Panelist Emma Bond, legal director for the American Civil Liberties Union of Maine, said that jails must provide medical care for chronic illness and that the Americans with Disabilities Act prohibits discrimination and denial of services against people with disabilities.

“The law is very clear that people with substance-use disorder, people with opioid-use disorder, are people with disabilities and that discrimination against these groups is prohibited,” Bond said.

She added that denying treatment for a serious medical need is a cruel and unusual punishment and thus prohibited by the Eighth Amendment.

Denial of treatment is often based on stigma, including the idea that SUD is a choice and not a real disease or that MOUD is merely replacing one drug with another, Bond said.

Panelist Jessie Rossman, a staff attorney for ACLU of Massachusetts, told of how successful lawsuits on behalf of individuals have led to reforms that benefit everyone housed at a facility or statewide by the department of corrections.

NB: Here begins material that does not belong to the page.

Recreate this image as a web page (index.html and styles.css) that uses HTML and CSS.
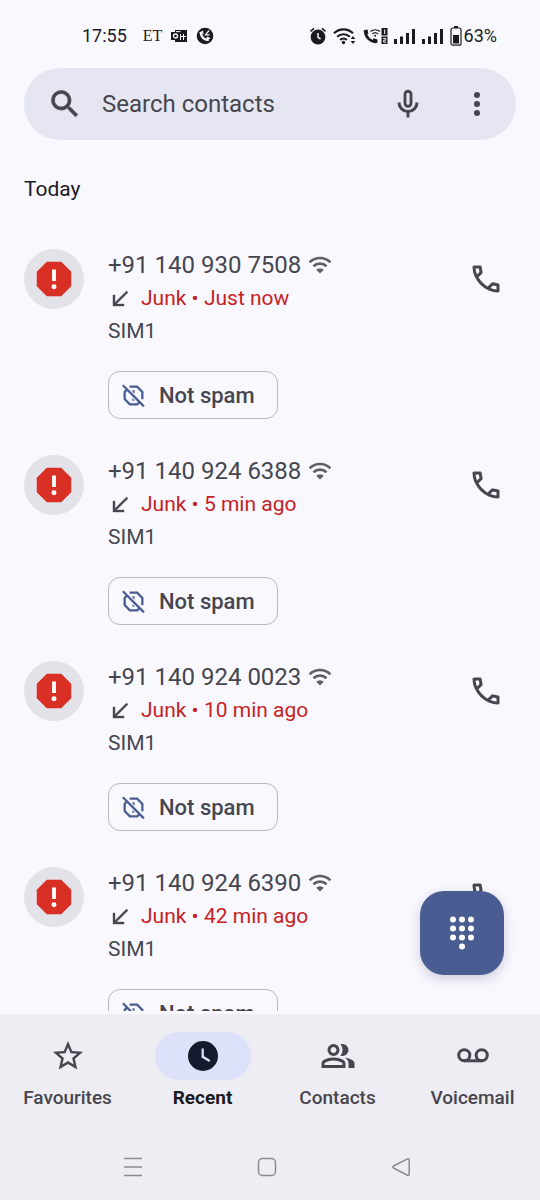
FILE: index.html
```html
<!DOCTYPE html>
<html lang="en">
<head>
<meta charset="utf-8">
<meta name="viewport" content="width=device-width, initial-scale=1">
<title>Phone</title>
<link rel="stylesheet" href="styles.css">
</head>
<body>
<svg class="sprite" aria-hidden="true">
  <symbol id="wifi" viewBox="0 0 24 24"><path fill="none" stroke="currentColor" stroke-width="2.6" d="M1.600 8.300a14.800 14.800 0 0 1 20.800 0M5.500 12.300a9.300 9.300 0 0 1 13 0"/><path d="M8.200 15.700a5.500 5.500 0 0 1 7.600 0L12 19.400z"/></symbol>
  <symbol id="call" viewBox="0 0 24 24"><path d="M19.95 21q-3.125 0-6.175-1.362t-5.55-3.863-3.862-5.55T3 4.05q0-.45.3-.75t.75-.3H8.1q.35 0 .625.238t.325.562l.65 3.5q.05.4-.025.675T9.4 8.45L6.975 10.9q.5.925 1.187 1.787t1.513 1.663q.775.775 1.625 1.438T13.1 17l2.35-2.35q.225-.225.588-.338t.712-.062l3.45.7q.35.1.575.363T21 15.9v4.05q0 .45-.3.75t-.75.3M6.025 9l1.65-1.65L7.25 5H5.025q.125 1.025.35 2.025T6.025 9m8.95 8.95q.975.425 1.988.675T19 18.95v-2.2l-2.35-.475z"/></symbol>
  <symbol id="report" viewBox="0 0 24 24"><path fill-rule="evenodd" d="M8.25 3 3 8.25v7.5L8.25 21h7.5L21 15.75v-7.5L15.75 3zM11 7h2v6h-2zM12 17.3a1.3 1.3 0 1 1 0-2.6 1.3 1.3 0 0 1 0 2.6z"/></symbol>
  <symbol id="received" viewBox="0 0 24 24"><path stroke="currentColor" stroke-width=".4" d="M20 5.410 18.590 4 7 15.590V8H5v11h11v-2H8.410z"/></symbol>
  <symbol id="not-spam" viewBox="0 0 24 24"><path fill="none" stroke="currentColor" stroke-width="2.200" d="M1.800 2.200 22 22.400M8.300 3.500H15.500L20.500 8.500V15.700M17.800 18.400 15.500 20.500H8.500L3.500 15.500V8.500L5.500 6.500"/><path d="M11 7h2v3.200l-2-1.800zM11 14.500l2 2v.6h-2z"/></symbol>
</svg>

<header class="status">
  <div class="status-group">
    <time class="clock">17:55</time>
    <span class="et">ET</span>
    <svg width="16" height="14" viewBox="0 0 16 14"><path d="M4 1h12v12H4zM0 3h9v8H0z"/><circle cx="4.5" cy="7" r="2" fill="none" stroke="#f9f8ff" stroke-width="1.3"/><path stroke="#f9f8ff" stroke-width="1" d="M9.5 5v6M12.500 5v6M9 7.500h6M5 2.600h4.500"/></svg>
    <svg width="18" height="18" viewBox="0 0 18 18"><circle cx="9" cy="9" r="8.3"/><path fill="none" stroke="#f9f8ff" stroke-width="2.200" d="M4.500 5.200C5 9.800 8 12.800 12.800 13.200"/><path fill="none" stroke="#f9f8ff" stroke-width="1.200" d="M4 6 6.500 4.500 7 7.500M10.500 13l1-2.700 2.500 1.200M13 3.500 9.500 7.800h4"/></svg>
  </div>
  <div class="status-group status-right">
    <svg width="18" height="18" viewBox="0 0 18 18"><circle cx="9" cy="10" r="7.4"/><path fill="none" stroke="#1b1b1f" stroke-width="1.6" d="M1.5 4.3 5 1.4M16.5 4.3 13 1.4"/><path fill="none" stroke="#f9f8ff" stroke-width="1.5" d="M9 6v4.4l2.6 1.6"/></svg>
    <svg width="24" height="18" viewBox="0 0 24 18"><path fill="none" stroke="#1b1b1f" stroke-width="2.200" d="M1 6.300a13.500 13.500 0 0 1 19 0M4.200 9.800a9 9 0 0 1 12.600 0M7.200 13a4.700 4.700 0 0 1 6.600 0"/><circle cx="10.5" cy="15.5" r="1.7"/><path d="m20 9 2.300 3h-4.600zM20 17l2.300-3h-4.600z"/></svg>
    <svg width="25" height="18" viewBox="0 0 25 18"><path fill="none" stroke="#1b1b1f" stroke-width="2.600" d="M2 3.500C2.200 10 7 14.800 13.500 15"/><path d="M.7 3.200 4.500 2.600 5.400 6.800 2.500 8.400zM9 14.200l1.600-2.900 3.900 1.200v3.600z"/><path fill="none" stroke="#1b1b1f" stroke-width="1.300" d="M7.500 4.500a7.500 7.500 0 0 1 9.500 0M9.400 7a4.200 4.200 0 0 1 5.700 0"/><circle cx="12.200" cy="8.800" r="1"/><path d="M18.500 1h6v7.500h-6zM18.500 9.500h6V17h-6z"/><path fill="none" stroke="#f9f8ff" stroke-width="1" d="M21.700 2.500v4.500M20.200 11.500h2.500v1.700h-2v2h2.500"/></svg>
    <svg width="22" height="16" viewBox="0 0 22 16"><path d="M0 11h3v5H0zM6 8.500h3V16H6zM12 5h3v11h-3zM18 1h3v15h-3z"/></svg>
    <svg width="22" height="16" viewBox="0 0 22 16"><path d="M0 11h3v5H0zM6 8.500h3V16H6zM12 5h3v11h-3zM18 1h3v15h-3z"/></svg>
    <svg width="12" height="20" viewBox="0 0 12 20"><path d="M4 0h4v2H4zM3 9h6v8.500H3z"/><rect x="1" y="2" width="10" height="17.200" rx="2" fill="none" stroke="#1b1b1f" stroke-width="1.200"/></svg>
    <span class="battery">63%</span>
  </div>
</header>

<form class="search" role="search">
  <svg class="icon" viewBox="0 0 24 24"><path stroke="currentColor" stroke-width=".5" d="M15.500 14h-.79l-.28-.27A6.471 6.471 0 0 0 16 9.500 6.500 6.500 0 1 0 9.500 16c1.610 0 3.090-.59 4.230-1.570l.27.28v.79l5 4.990L20.490 19zm-6 0C7.010 14 5 11.990 5 9.500S7.010 5 9.500 5 14 7.010 14 9.500 11.990 14 9.500 14"/></svg>
  <input class="search-input" type="text" placeholder="Search contacts" aria-label="Search contacts">
  <button class="icon-button mic" type="button" aria-label="Voice search"><svg class="icon" viewBox="0 0 24 24"><rect x="10" y="3.500" width="4" height="10" rx="2" fill="none" stroke="currentColor" stroke-width="1.900"/><path fill="none" stroke="currentColor" stroke-width="2" d="M6 11a6 6 0 0 0 12 0M12 17v4"/></svg></button>
  <button class="icon-button" type="button" aria-label="More options"><svg class="icon" viewBox="0 0 24 24"><circle cx="12" cy="6" r="2"/><circle cx="12" cy="12" r="2"/><circle cx="12" cy="18" r="2"/></svg></button>
</form>

<main class="content">
  <div class="list">
    <h1 class="day">Today</h1>
    <article class="entry">
      <div class="avatar"><svg><use href="#report"/></svg></div>
      <div class="details">
        <div class="number">+91 140 930 7508 <svg class="wifi"><use href="#wifi"/></svg></div>
        <div class="meta"><svg><use href="#received"/></svg>Junk • Just now</div>
        <div class="sim">SIM1</div>
        <button class="chip" type="button"><svg><use href="#not-spam"/></svg>Not spam</button>
      </div>
      <button class="icon-button call" type="button" aria-label="Call"><svg class="icon"><use href="#call"/></svg></button>
    </article>
    <article class="entry">
      <div class="avatar"><svg><use href="#report"/></svg></div>
      <div class="details">
        <div class="number">+91 140 924 6388 <svg class="wifi"><use href="#wifi"/></svg></div>
        <div class="meta"><svg><use href="#received"/></svg>Junk • 5 min ago</div>
        <div class="sim">SIM1</div>
        <button class="chip" type="button"><svg><use href="#not-spam"/></svg>Not spam</button>
      </div>
      <button class="icon-button call" type="button" aria-label="Call"><svg class="icon"><use href="#call"/></svg></button>
    </article>
    <article class="entry">
      <div class="avatar"><svg><use href="#report"/></svg></div>
      <div class="details">
        <div class="number">+91 140 924 0023 <svg class="wifi"><use href="#wifi"/></svg></div>
        <div class="meta"><svg><use href="#received"/></svg>Junk • 10 min ago</div>
        <div class="sim">SIM1</div>
        <button class="chip" type="button"><svg><use href="#not-spam"/></svg>Not spam</button>
      </div>
      <button class="icon-button call" type="button" aria-label="Call"><svg class="icon"><use href="#call"/></svg></button>
    </article>
    <article class="entry">
      <div class="avatar"><svg><use href="#report"/></svg></div>
      <div class="details">
        <div class="number">+91 140 924 6390 <svg class="wifi"><use href="#wifi"/></svg></div>
        <div class="meta"><svg><use href="#received"/></svg>Junk • 42 min ago</div>
        <div class="sim">SIM1</div>
        <button class="chip" type="button"><svg><use href="#not-spam"/></svg>Not spam</button>
      </div>
      <button class="icon-button call" type="button" aria-label="Call"><svg class="icon"><use href="#call"/></svg></button>
    </article>
  </div>
  <button class="fab" type="button" aria-label="Dial pad"><svg class="icon" viewBox="0 0 24 24"><circle cx="6" cy="3" r="2"/><circle cx="12" cy="3" r="2"/><circle cx="18" cy="3" r="2"/><circle cx="6" cy="9" r="2"/><circle cx="12" cy="9" r="2"/><circle cx="18" cy="9" r="2"/><circle cx="6" cy="15" r="2"/><circle cx="12" cy="15" r="2"/><circle cx="18" cy="15" r="2"/><circle cx="12" cy="21" r="2"/></svg></button>
</main>

<footer class="bottom">
  <nav class="tabs">
    <a class="tab" href="#favourites"><span class="pill"><svg viewBox="0 0 24 24"><path d="m22 9.240-7.190-.62L12 2 9.190 8.630 2 9.240l5.460 4.730L5.820 21 12 17.270 18.180 21l-1.630-7.030zM12 15.400l-3.760 2.270 1-4.280-3.320-2.880 4.380-.38L12 6.100l1.710 4.040 4.380.38-3.320 2.880 1 4.280z"/></svg></span>Favourites</a>
    <a class="tab active" href="#recent" aria-current="page"><span class="pill"><svg viewBox="0 0 24 24"><circle cx="12" cy="12" r="10"/><path fill="none" stroke="#dde1f9" stroke-width="1.500" d="M11.800 7v5.500l4.700 2.800"/></svg></span>Recent</a>
    <a class="tab" href="#contacts"><span class="pill"><svg viewBox="0 0 24 24"><path d="M1 20v-2.800q0-.85.438-1.562T2.600 14.550q1.550-.775 3.150-1.162T9 13t3.250.388 3.150 1.162q.725.375 1.163 1.088T17 17.200V20zm18 0v-3q0-1.100-.613-2.113T16.650 13.150q1.275.15 2.400.513t2.100.887q.9.500 1.375 1.113T23 17v3zM9 12q-1.650 0-2.825-1.175T5 8t1.175-2.825T9 4t2.825 1.175T13 8t-1.175 2.825T9 12m10-4q0 1.650-1.175 2.825T15 12q-.275 0-.7-.062t-.7-.138q.675-.8 1.038-1.775T15 8t-.362-2.025T13.600 4.200q.35-.125.700-.163T15 4q1.650 0 2.825 1.175T19 8M3 18h12v-.8q0-.275-.137-.5t-.363-.35q-1.350-.675-2.725-1.012T9 15t-2.775.338T3.500 16.350q-.225.125-.363.350T3 17.200zm6-8q.825 0 1.413-.587T11 8t-.587-1.412T9 6t-1.412.588T7 8t.588 1.413T9 10"/></svg></span>Contacts</a>
    <a class="tab" href="#voicemail"><span class="pill"><svg viewBox="0 0 24 24"><g fill="none" stroke="currentColor" stroke-width="2"><circle cx="6.200" cy="11.500" r="3.700"/><circle cx="17.800" cy="11.500" r="3.700"/><path d="M6 15.200h12"/></g></svg></span>Voicemail</a>
  </nav>
  <div class="system">
    <button class="system-button" type="button" aria-label="Menu"><svg viewBox="0 0 20 20"><path d="M1 1.500h18M1 10h18M1 18.500h18"/></svg></button>
    <button class="system-button" type="button" aria-label="Home"><svg viewBox="0 0 20 20"><rect x="1.500" y="1.500" width="17" height="17" rx="4"/></svg></button>
    <button class="system-button" type="button" aria-label="Back"><svg viewBox="0 0 20 20"><path d="M16.500 1.800 2.500 9q-1.500 1 0 2l14 7.200q1.700.6 1.700-1.200V3q0-1.800-1.700-1.200z"/></svg></button>
  </div>
</footer>
</body>
</html>
```
FILE: styles.css
```css
* { box-sizing: border-box; }

body {
  margin: 0;
  height: 100vh;
  display: flex;
  flex-direction: column;
  background: #f9f8ff;
  color: #1b1b1f;
  font-family: Roboto, "Liberation Sans", sans-serif;
}

svg { fill: currentColor; flex: none; display: block; }
button { font: inherit; border: 0; background: none; padding: 0; color: inherit; }

.sprite { position: absolute; width: 0; height: 0; }
.icon { width: 36px; height: 36px; }
.icon-button { color: #46464f; }

.status {
  display: flex;
  justify-content: space-between;
  padding: 24px 43px 20px 82px;
}
.status-group { display: flex; align-items: center; gap: 9px; height: 24px; }
.status-right { gap: 6px; }
.clock, .battery { font-size: 18px; line-height: 24px; }
.clock { margin-right: 7px; }
.battery { margin-left: -4px; }
.et { font-family: "Liberation Serif", serif; font-size: 16px; }

.search {
  display: flex;
  align-items: center;
  height: 72px;
  margin: 0 24px;
  padding: 0 21px 0 23px;
  border-radius: 36px;
  background: #e6e6f2;
  color: #46464f;
  flex: none;
}
.search-input {
  flex: 1;
  min-width: 0;
  margin-left: 19px;
  padding: 0;
  border: 0;
  outline: 0;
  background: none;
  font: 24px/32px Roboto, "Liberation Sans", sans-serif;
  color: inherit;
}
.search-input::placeholder { color: inherit; opacity: 1; }
.mic { margin-right: 33px; }

.content {
  position: relative;
  flex: 1;
  min-height: 0;
  padding-bottom: 3px;
}
.list { height: 100%; overflow: hidden; padding: 33px 24px 0; }
.day { margin: 0 0 44px; font-size: 21px; line-height: 32px; font-weight: 400; }

.entry {
  display: flex;
  align-items: flex-start;
  padding-bottom: 36px;
  color: #46464f;
}
.avatar {
  display: grid;
  place-items: center;
  width: 60px;
  height: 60px;
  border-radius: 50%;
  background: #e3e2e9;
  color: #d93025;
}
.avatar svg { width: 46px; height: 46px; background: radial-gradient(#fff 40%, transparent 41%); }
.details { flex: 1; margin-left: 24px; }
.number, .meta { display: flex; align-items: center; }
.number { gap: 7px; font-size: 24px; line-height: 33px; }
.wifi { width: 24px; height: 24px; color: #5f5f66; }
.meta { gap: 9px; font-size: 21px; line-height: 33px; color: #c5221f; }
.meta svg { width: 24px; height: 24px; color: #46464f; }
.sim { font-size: 21px; line-height: 33px; }
.chip {
  display: flex;
  align-items: center;
  gap: 13px;
  height: 48px;
  margin-top: 23px;
  padding: 0 22px 0 12px;
  border: 1px solid #b9b8c2;
  border-radius: 12px;
  font-size: 22px;
  font-weight: 500;
}
.chip svg { width: 25px; height: 25px; color: #495d92; }
.call { margin: 12px 12px 0 0; }

.fab {
  position: absolute;
  right: 36px;
  bottom: 39px;
  display: grid;
  place-items: center;
  width: 84px;
  height: 84px;
  border-radius: 24px;
  background: #495d92;
  color: #fff;
  box-shadow: 0 4px 12px rgba(40, 40, 70, 0.2);
}

.bottom { flex: none; background: #eeedf3; }
.tabs {
  display: grid;
  grid-template-columns: repeat(4, 1fr);
  padding-top: 18px;
}
.tab {
  display: flex;
  flex-direction: column;
  align-items: center;
  gap: 6px;
  color: #46464f;
  font-size: 19px;
  line-height: 24px;
  font-weight: 500;
  text-decoration: none;
}
.pill {
  display: grid;
  place-items: center;
  width: 96px;
  height: 48px;
  border-radius: 24px;
}
.pill svg { width: 36px; height: 36px; }
.active { color: #1b1b1f; font-weight: 700; }
.active .pill { background: #dde1f9; color: #151b2c; }

.system {
  display: grid;
  grid-template-columns: repeat(3, 1fr);
  padding: 47px 72px 23px 66px;
}
.system-button { display: grid; place-items: center; color: #8c8b92; }
.system-button svg { width: 20px; height: 20px; fill: none; stroke: currentColor; stroke-width: 1.5; }
```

“While they are first and foremost brought on behalf of our individual clients, a lot of these lawsuits can help educate these facilities so that they open up access to far more individuals in their custody—which, of course, is a public health benefit,” she said. “Ultimately, the goal is to make sure people get access to their medication and life-saving treatment.”

Another major issue is that there is a lack of mandatory standards or oversight.

“Anything goes—each jail and prison can decide what it wants to provide,” said Dr. Sufrin.

This occurs despite known benefits, which she said include fewer assaults and a lower drug trade inside jails and prisons, reduced recidivism and higher employment upon release.